Some lenders also discount their rate if you hold other products with them or agree to pay fees upfront. In our experience, chasing the lowest rate by itself often means giving up features like offset accounts or accepting stricter redraw terms. The rate matters, but only once you've confirmed the loan actually does what you need it to do. When comparing home loan options, look at the comparison rate, which includes most fees, rather than just the advertised rate.
Pre-Approval: Locking in Your Budget Before You Buy
Pre-approval tells you how much you can borrow and shows sellers you're ready to move when you find the right property. It's based on your income, expenses, and deposit, and it usually lasts three to six months depending on the lender. The interest rate isn't locked during pre-approval on a variable loan - that's set when you actually settle - but you know what you can afford to offer.

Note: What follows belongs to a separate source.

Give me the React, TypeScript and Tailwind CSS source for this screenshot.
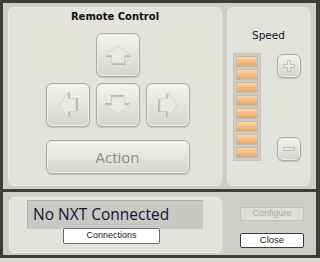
import React from 'react';

const btn =
  'flex items-center justify-center rounded-[6px] border border-[#acaca6] bg-gradient-to-b from-[#f4f4f0] to-[#d6d6d0] shadow-[inset_0_0_0_1px_#ecece8,0_1px_1px_rgba(0,0,0,0.15)]';

function Arrow({ dir }: { dir: 'up' | 'down' | 'left' | 'right' }) {
  const rot = { up: 0, right: 90, down: 180, left: 270 }[dir];
  return (
    <svg width="28" height="28" viewBox="0 0 28 28" style={{ transform: `rotate(${rot}deg)` }}>
      <polygon
        points="14,6 27,15 20.5,15 20.5,23 7.5,23 7.5,15 1,15"
        fill="#b9b9b4"
        transform="translate(0.6,1)"
      />
      <polygon
        points="14,5 27,14 20.5,14 20.5,22 7.5,22 7.5,14 1,14"
        fill="#e9e9e5"
        stroke="#cfcfca"
        strokeWidth="0.8"
        strokeLinejoin="round"
      />
    </svg>
  );
}

export default function App() {
  const bars = Array.from({ length: 8 });
  return (
    <div className="w-[320px] h-[262px] flex flex-col bg-[#d6d6d2] overflow-hidden" style={{ fontFamily: '"Liberation Sans", Arial, sans-serif' }}>
      {/* top area */}
      <div className="h-[189px] flex gap-[5px] bg-[#cfcfc8] border-t-[3px] border-l-[3px] border-r-[4px] border-[#3d3d3d] pl-[5px] pr-[6px] pt-[4px] pb-[3px]">
        <div className="w-[214px] rounded-[6px] bg-[#e3e3db] border border-[#ecece6] flex flex-col items-center">
          <div className="mt-[1px] font-bold text-[#101010]" style={{ fontFamily: '"DejaVu Sans", sans-serif', fontSize: '10px' }}>
            Remote Control
          </div>
          <div className="mt-[9px] grid grid-cols-[44px_44px_44px] gap-[6px] ml-[5px]">
            <div />
            <div className={`${btn} h-[44px]`}><Arrow dir="up" /></div>
            <div />
            <div className={`${btn} h-[44px]`}><Arrow dir="left" /></div>
            <div className={`${btn} h-[44px]`}><Arrow dir="down" /></div>
            <div className={`${btn} h-[44px]`}><Arrow dir="right" /></div>
          </div>
          <div className={`${btn} mt-[13px] ml-[5px] w-[144px] h-[34px] text-[15px] text-[#8c8c8a]`} style={{ fontFamily: '"Open Sans", sans-serif' }}>
            Action
          </div>
        </div>
        <div className="w-[83px] rounded-[6px] bg-[#e3e3db] border border-[#ecece6] flex flex-col">
          <div className="mt-[20px] text-center text-[#101020]" style={{ fontFamily: '"DejaVu Sans", sans-serif', fontSize: '10.5px' }}>
            Speed
          </div>
          <div className="flex mt-[9px]">
            <div className="ml-[5px] w-[28px] flex flex-col gap-[2px] bg-[#cdcdc6] p-[2px] border border-[#c4c4bd]">
              {bars.map((_, i) => (
                <div key={i} className="h-[11px] border border-[#bdbdb5] bg-gradient-to-b from-[#f9d6a8] to-[#e8a664]" />
              ))}
            </div>
            <div className="ml-[16px] flex flex-col justify-between pt-[1px] pb-[0px]">
              <div className={`${btn} w-[24px] h-[24px] rounded-[5px]`}>
                <svg width="14" height="14" viewBox="0 0 14 14">
                  <path d="M5.5 1.5h3v4h4v3h-4v4h-3v-4h-4v-3h4z" fill="#ebebe7" stroke="#bdbdb8" strokeWidth="1" />
                </svg>
              </div>
              <div className={`${btn} w-[24px] h-[24px] rounded-[5px]`}>
                <svg width="14" height="6" viewBox="0 0 14 6">
                  <rect x="1.5" y="1.5" width="11" height="3" fill="#ebebe7" stroke="#bdbdb8" strokeWidth="1" />
                </svg>
              </div>
            </div>
          </div>
        </div>
      </div>
      {/* divider */}
      <div className="h-[3px] bg-[#3d3d3d]" />
      {/* bottom area */}
      <div className="h-[66px] flex bg-[#cfcfc8] border-l-[3px] border-r-[4px] border-b-[3px] border-[#3d3d3d] pl-[6px] pt-[5px] pb-[2px]">
        <div className="w-[213px] rounded-[5px] bg-[#e3e3db] border border-[#ecece6] flex flex-col pl-[17px] pt-[2px]">
          <div className="w-[176px] h-[29px] bg-[#c8c8c4] border-t border-l border-[#b0b0ac] pl-[5px] flex items-center text-[#141432]" style={{ fontFamily: '"Open Sans", sans-serif', fontSize: '15.5px' }}>
            No NXT Connected
          </div>
          <div className="ml-[36px] w-[97px] h-[16px] bg-white border border-[#6a6a6a] rounded-[2px] flex items-center justify-center text-[9px] text-[#1a1a1a] -mt-[1px]">
            Connections
          </div>
        </div>
        <div className="flex flex-col ml-[18px] pt-[10px] gap-[12px]">
          <div className="w-[64px] h-[14px] bg-[#dededa] border border-[#c0c0bc] rounded-[2px] flex items-center justify-center text-[9px] text-[#a8a8a6]">
            Configure
          </div>
          <div className="w-[64px] h-[15px] bg-white border border-[#3a3a3a] rounded-[2px] flex items-center justify-center text-[9.5px] text-[#1a1a1a]">
            Close
          </div>
        </div>
      </div>
      <div className="flex-1 bg-[#d8d8d4]" />
    </div>
  );
}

Getting pre-approval before you start looking in Narrabundah means you're not wasting time on properties outside your range or scrambling to organise finance after your offer is accepted. Most sellers in established suburbs like this expect buyers to have finance sorted, particularly in a market where stock moves reasonably quickly. Pre-approval also flags any issues with your application while you still have time to fix them, whether that's paying down a car loan to improve your borrowing capacity or correcting something on your credit file.
Call one of our team or book an appointment at a time that works for you to talk through your deposit, your borrowing capacity, and which variable rate features actually suit how you plan to manage your loan once you're in.
Frequently Asked Questions
Can I use a variable rate loan with the First Home Loan Deposit Scheme?
Yes, the scheme accepts both variable and fixed rate loans. You can access the scheme with a 5% deposit and avoid Lenders Mortgage Insurance while choosing a variable rate product that includes offset and redraw features.
What's the difference between an offset account and redraw on a variable rate loan?
An offset account is a linked transaction account where your balance reduces the interest charged on your loan. Redraw lets you access extra repayments you've already made into the loan itself. Both typically only come with variable rate products.
How much deposit do I need as a first home buyer in Narrabundah?
You can buy with a 5% deposit using the First Home Loan Deposit Scheme or a 10% deposit with standard Lenders Mortgage Insurance. A 20% deposit avoids LMI entirely and usually unlocks better interest rate discounts.
Do I still get stamp duty concessions in Narrabundah as a first home buyer?
In the ACT, first home buyers receive full stamp duty exemption on properties under $455,000, with concessions available up to $585,000. Most established homes in Narrabundah sit above the full exemption threshold but may still qualify for reduced stamp duty.
What happens to my variable rate repayments when interest rates change?
When rates rise, your repayments increase unless you've built a buffer through extra repayments. When rates fall, your repayments decrease automatically without needing to refinance or make any changes to your loan.